The Kuwait Capital Market will continue to lose importance in local and GCC terms. Its share of the total GCC Market capitalization and its share of daily trades (by value) of the total GCC trading, will continue to shrink to where it will eventually be the smallest or second smallest market. This is a dramatic slide that has seen it drop from the second largest GCC Market and The Regional Capital Market, to nothing that anybody outside Kuwait needs to think about.
This loss of market share has been driven by the following key factors:
Loss of non-Kuwaiti companies that have decided to delist in Kuwait and list in DIFC or other more competitive markets.
Kuwaiti companies double listings at Dubai (DIFC) seeking to increase their exposure to regional investors and liquidity. (This has move a percentage of the daily turnover to Dubai).
The Kuwait Economy dropping from 2nd largest GCC Economy to 3rd largest after UAE.
The increasing dominance of the state in the Kuwaiti economy, hence squeezing out the private sector and producing fewer private ventures to list.
The new entry of CMA (Capital Market Authority) and the early learning experience of a heavy handed bureaucracy , where no one will risk a mistake and an environment where NOT WINNING IS NOT IMPORTANT, NOT MAKING A MISTAKE IS VERY IMPORTANT.
As small and medium size companies exit this market and larger companies seek second listings for better liquidity and cheaper capital, local investors will find it necessary to use other regional markets to find the needed diversity and liquidity as a result the Kuwait capital market will become irrelevant to local , regional and global investors.
The only way Kuwait can have a chance to reverse some of its Capital Market loss is by creating internal competition in the capital market arena with at least:
Three competing stock markets (UAE has three).

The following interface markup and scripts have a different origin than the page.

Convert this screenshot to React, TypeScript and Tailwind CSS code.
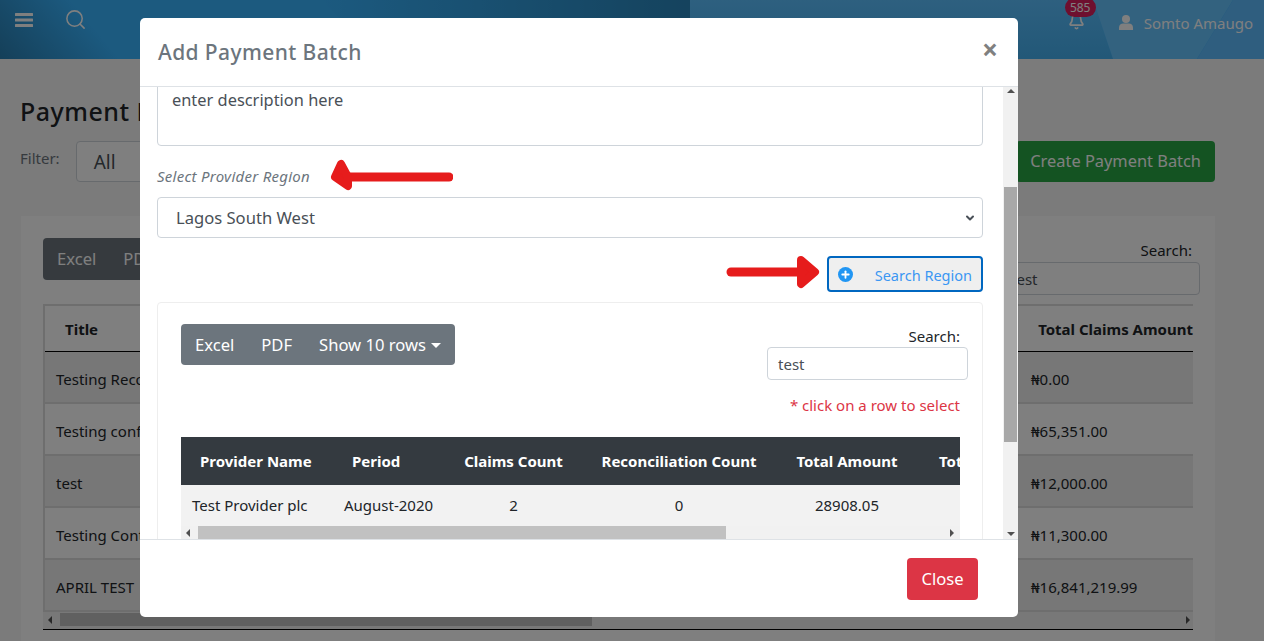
import { ChevronDown, Plus, Search, Bell } from 'lucide-react';

const outerRows = [
  { title: 'Testing Reco', amount: '₦0.00', striped: true },
  { title: 'Testing conf', amount: '₦65,351.00', striped: false },
  { title: 'test', amount: '₦12,000.00', striped: true },
  { title: 'Testing Cont', amount: '₦11,300.00', striped: false },
  { title: 'APRIL TEST', amount: '₦16,841,219.99', striped: true },
];

function LeftArrow() {
  return (
    <svg width="124" height="36" viewBox="0 0 124 36" className="shrink-0">
      <path d="M19 18H120" stroke="#e61c1c" strokeWidth="9" strokeLinecap="round" />
      <path d="M12 5L6 18L19 27L19 18Z" fill="#e61c1c" stroke="#e61c1c" strokeWidth="8" strokeLinejoin="round" />
    </svg>
  );
}

function RightArrow() {
  return (
    <svg width="96" height="36" viewBox="0 0 96 36" className="-mt-1 mr-[6px] shrink-0">
      <path d="M6 18H80" stroke="#e61c1c" strokeWidth="9" strokeLinecap="round" />
      <path d="M76 6L90 18L76 30Z" fill="#e61c1c" stroke="#e61c1c" strokeWidth="8" strokeLinejoin="round" />
    </svg>
  );
}

function TriangleButton({ dir }: { dir: 'up' | 'down' | 'left' | 'right' }) {
  const d = {
    up: 'M1 6L5 2L9 6Z',
    down: 'M1 3L5 7L9 3Z',
    left: 'M6 1L2 5L6 9Z',
    right: 'M3 1L7 5L3 9Z',
  }[dir];
  return (
    <svg width="10" height="10" viewBox="0 0 10 10" className="shrink-0">
      <path d={d} fill="#505050" />
    </svg>
  );
}

function HeaderArt() {
  return (
    <svg width="1264" height="59" viewBox="0 0 1264 59" className="absolute inset-0">
      <defs>
        <linearGradient id="headerLeft" gradientUnits="userSpaceOnUse" x1="0" y1="59" x2="70" y2="0">
          <stop offset="0" stopColor="#2a7fb2" />
          <stop offset="1" stopColor="#38b4ff" />
        </linearGradient>
        <linearGradient id="headerMid" x1="0" y1="0" x2="1" y2="0">
          <stop offset="0" stopColor="#38b4ff" />
          <stop offset="1" stopColor="#2a86bc" />
        </linearGradient>
        <linearGradient id="headerWedge" x1="0" y1="0" x2="0" y2="1">
          <stop offset="0" stopColor="#5cc0ff" />
          <stop offset="1" stopColor="#44b0f0" />
        </linearGradient>
      </defs>
      <rect width="1264" height="59" fill="url(#headerLeft)" />
      <polygon points="322,0 690,0 690,59 380,59" fill="url(#headerMid)" />
      <polygon points="690,0 1093,0 1113,59 690,59" fill="url(#headerWedge)" />
      <polygon points="1093,0 1233,0 1197,59 1113,59" fill="#66c4ff" />
      <polygon points="1233,0 1264,0 1264,59 1197,59" fill="#5ebcff" />
    </svg>
  );
}

function Page() {
  return (
    <div className="min-h-[641px] bg-[#f6f6f6]">
      <header className="relative flex h-[59px] items-start pl-[15px] pr-[11px] text-white">
        <HeaderArt />
        <svg width="18" height="14" viewBox="0 0 18 14" className="relative mt-[13px]">
          <rect width="18" height="3" rx="0.5" fill="currentColor" />
          <rect y="5.5" width="18" height="3" rx="0.5" fill="currentColor" />
          <rect y="11" width="18" height="3" rx="0.5" fill="currentColor" />
        </svg>
        <Search size={23} strokeWidth={1.6} className="relative ml-[31px] mt-[8px]" />
        <div className="relative ml-auto flex items-start">
          <div className="relative mt-[13px]">
            <Bell size={17} strokeWidth={2.4} />
            <span className="absolute left-[-3px] top-[-15px] flex h-[19px] w-[31px] items-center justify-center rounded-full bg-[#dc1e5e] text-[12px] leading-none text-white">585</span>
          </div>
          <svg width="14" height="15" viewBox="0 0 14 15" className="ml-[34px] mt-[15px]">
            <circle cx="7" cy="4" r="4" fill="currentColor" />
            <path d="M0 15V12.5C0 10 2 8.5 4 8.5H10C12 8.5 14 10 14 12.5V15Z" fill="currentColor" />
          </svg>
          <span className="ml-[11px] mt-[12px] text-[15px] leading-[22px]">Somto Amaugo</span>
        </div>
      </header>

      <main className="px-5 pt-[36px]">
        <h1 className="text-[25px] leading-[32px] font-medium tracking-[0.5px] text-[#212529]">Payment B</h1>
        <div className="mt-[14px] flex items-start justify-between pr-[29px]">
          <div className="flex">
            <span className="mt-[7px] text-[15px] leading-5 text-[#6c757d]">Filter:</span>
            <div className="ml-[16px] flex h-[41px] w-[300px] items-center rounded border border-[#ced4da] bg-white px-[17px] pt-[2px] text-[19px] text-[#495057]">All</div>
          </div>
          <button className="h-[41px] rounded bg-[#28a745] px-[14px] text-[16.4px] text-white">Create Payment Batch</button>
        </div>

        <section className="ml-px mr-[29px] mt-[34px] h-[440px] bg-white px-[22px] pt-[22px]">
          <div className="flex items-start justify-between">
            <div className="flex h-[42px] items-center rounded bg-[#6c757d] px-[14px] text-[16.6px] text-white">
              <span>Excel</span>
              <span className="ml-[27px]">PDF</span>
            </div>
            <div className="mr-[-7px] mt-[2px]">
              <div className="pr-2 text-right text-[15px] leading-5 text-[#212529]">Search:</div>
              <div className="mt-[2px] h-[33px] w-[200px] rounded border border-[#ced4da] px-[10px] py-[6px] text-[15px] leading-5 text-[#495057]">test</div>
            </div>
          </div>
          <div className="mt-[9px] border-l-2 border-[#dcdcdc]">
            <div className="flex h-[48px] items-center justify-between border-b border-t-2 border-b-black border-t-[#dcdcdc] pl-5 pt-[2px] text-[15px] font-bold text-[#212529]">
              <span>Title</span>
              <span>Total Claims Amount</span>
            </div>
            {outerRows.map((row) => (
              <div key={row.title} className={`flex h-[52px] items-center justify-between border-b-2 border-[#dcdcdc] pl-[11px] pt-[5px] text-[15px] text-[#212529] ${row.striped ? 'bg-[#eeeeee]' : 'bg-white'}`}>
                <span>{row.title}</span>
                <span className="w-[162px]">{row.amount}</span>
              </div>
            ))}
          </div>
          <div className="flex h-[18px] items-center border-b border-black bg-[#f1f1f1] pb-[2px]">
            <div className="ml-[3px]"><TriangleButton dir="left" /></div>
            <div className="ml-[4px] h-[13px] w-[532px] bg-[#c1c1c1]" />
            <div className="ml-auto"><TriangleButton dir="right" /></div>
          </div>
        </section>
      </main>
    </div>
  );
}

function Modal() {
  return (
    <div className="absolute inset-0 bg-black/50 pl-[140px] pt-[18px]">
      <div className="flex h-[599px] w-[878px] flex-col rounded-[5px] bg-white">
        <div className="flex h-[69px] shrink-0 items-center justify-between border-b border-[#dee2e6] pl-[18px] pr-[20px]">
          <h2 className="pt-[2px] text-[21px] font-medium tracking-[0.4px] text-[#6c757d]">Add Payment Batch</h2>
          <span className="-mt-1.5 text-[28px] font-bold leading-none text-[#808080]">×</span>
        </div>

        <div className="flex min-h-0 flex-1">
          <div className="min-w-0 flex-1 overflow-hidden pl-[17px] pr-5">
            <div className="mt-[-20px] h-[79px] rounded border border-[#ced4da] px-[14px] pt-[20px] text-[16.4px] text-[#495057]">enter description here</div>

            <div className="mt-[19px] flex h-[24px] items-center">
              <span className="pb-[2px] text-[15px] italic tracking-[0.27px] text-[#6c757d]">Select Provider Region</span>
              <div className="ml-[19px]"><LeftArrow /></div>
            </div>

            <div className="mt-[8px] flex h-[41px] items-center justify-between rounded border border-[#ced4da] pl-[18px] pr-[6px] text-[16.6px] text-[#495057]">
              <span className="pt-[2px]">Lagos South West</span>
              <ChevronDown size={12} strokeWidth={4} />
            </div>

            <div className="mt-[18px] flex items-center justify-end">
              <RightArrow />
              <button className="flex h-[36px] w-[156px] items-center justify-between rounded border-2 border-[#0067c0] bg-[#efefef] pl-[9px] pr-[9px] text-[14.5px] text-[#3b97f3]">
                <span className="flex h-[15px] w-[15px] items-center justify-center rounded-full bg-[#2196f3]">
                  <Plus size={11} strokeWidth={4} className="text-white" />
                </span>
                <span className="pt-[4px]">Search Region</span>
              </button>
            </div>

            <div className="mt-[10px] h-[300px] rounded border border-[#eeeeee] pl-[23px] pr-[22px] pt-[21px]">
              <div className="flex items-start justify-between">
                <div className="flex h-[41px] items-center gap-[27px] rounded bg-[#6c757d] px-[14px] pt-[2px] text-[16.6px] text-white">
                  <span>Excel</span>
                  <span>PDF</span>
                  <span className="flex items-center">
                    Show 10 rows
                    <span className="ml-[5px] border-x-[5px] border-t-[5px] border-x-transparent border-t-white" />
                  </span>
                </div>
                <div className="mr-[-8px] mt-[2px]">
                  <div className="pr-2 text-right text-[15px] leading-5 text-[#212529]">Search:</div>
                  <div className="mt-px h-[33px] w-[201px] rounded border border-[#ced4da] px-[10px] py-[6px] text-[15px] leading-5 text-[#495057]">test</div>
                </div>
              </div>
              <div className="mt-[14px] text-right text-[15px] leading-[22px] text-[#dc3545]">* click on a row to select</div>
              <div className="mt-[21px] overflow-hidden">
                <div className="grid h-[48px] w-[960px] grid-cols-[151px_113px_137px_194px_142px_223px] items-center whitespace-nowrap bg-[#343a40] text-center text-[15px] font-bold text-white">
                  <span className="pl-[19px] text-left">Provider Name</span>
                  <span className="pl-[20px] text-left">Period</span>
                  <span>Claims Count</span>
                  <span>Reconciliation Count</span>
                  <span>Total Amount</span>
                  <span className="pl-[21px] text-left">Total Claims Amount</span>
                </div>
                <div className="grid h-[41px] w-[960px] grid-cols-[151px_113px_137px_194px_142px_223px] items-center bg-[#f2f2f2] text-center text-[15px] text-[#212529]">
                  <span className="pl-[11px] text-left">Test Provider plc</span>
                  <span className="pl-[12px] text-left">August-2020</span>
                  <span>2</span>
                  <span>0</span>
                  <span>28908.05</span>
                  <span />
                </div>
                <div className="flex h-[13px] items-center bg-[#f1f1f1]">
                  <div className="ml-[3px]"><TriangleButton dir="left" /></div>
                  <div className="ml-[4px] h-[13px] w-[528px] bg-[#c1c1c1]" />
                  <div className="ml-auto mr-[3px]"><TriangleButton dir="right" /></div>
                </div>
              </div>
            </div>
          </div>

          <div className="flex w-[15px] shrink-0 flex-col items-center bg-[#f1f1f1]">
            <TriangleButton dir="up" />
            <div className="mt-[90px] h-[255px] w-[13px] bg-[#a8a8a8]" />
            <div className="mt-auto"><TriangleButton dir="down" /></div>
          </div>
        </div>

        <div className="flex h-[78px] shrink-0 items-center justify-end border-t border-[#dee2e6] pr-10">
          <button className="h-[42px] w-[71px] rounded bg-[#dc3545] pt-[2px] text-[16.6px] text-white">Close</button>
        </div>
      </div>
    </div>
  );
}

export default function App() {
  return (
    <div className="relative h-[641px] overflow-hidden font-['Noto_Sans',sans-serif]">
      <Page />
      <Modal />
    </div>
  );
}
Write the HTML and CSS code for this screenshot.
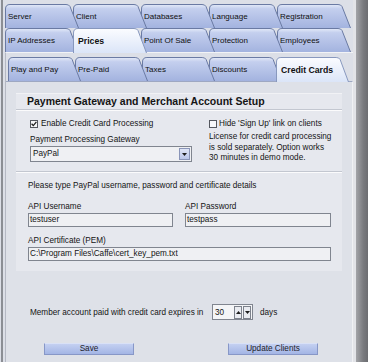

A minimum of three competing clearing companies.
New licenses for regional and Global bookers.
Encourage stock markets to enter into regional or global alliances.
License regional and global investment banks.
Add global expertise to the Capital Market Board.
The above strategies will work better if coupled with a national strategy to move economic activity from state ownership to private sector in a competitive environment and where the state bureaucracy has sufficient internal competition (see my separate notes on this subject).
A good well managed Capital Market as an industry can decouple itself from its local economy by attracting regional and global businesses if it can operate effectively and efficiently.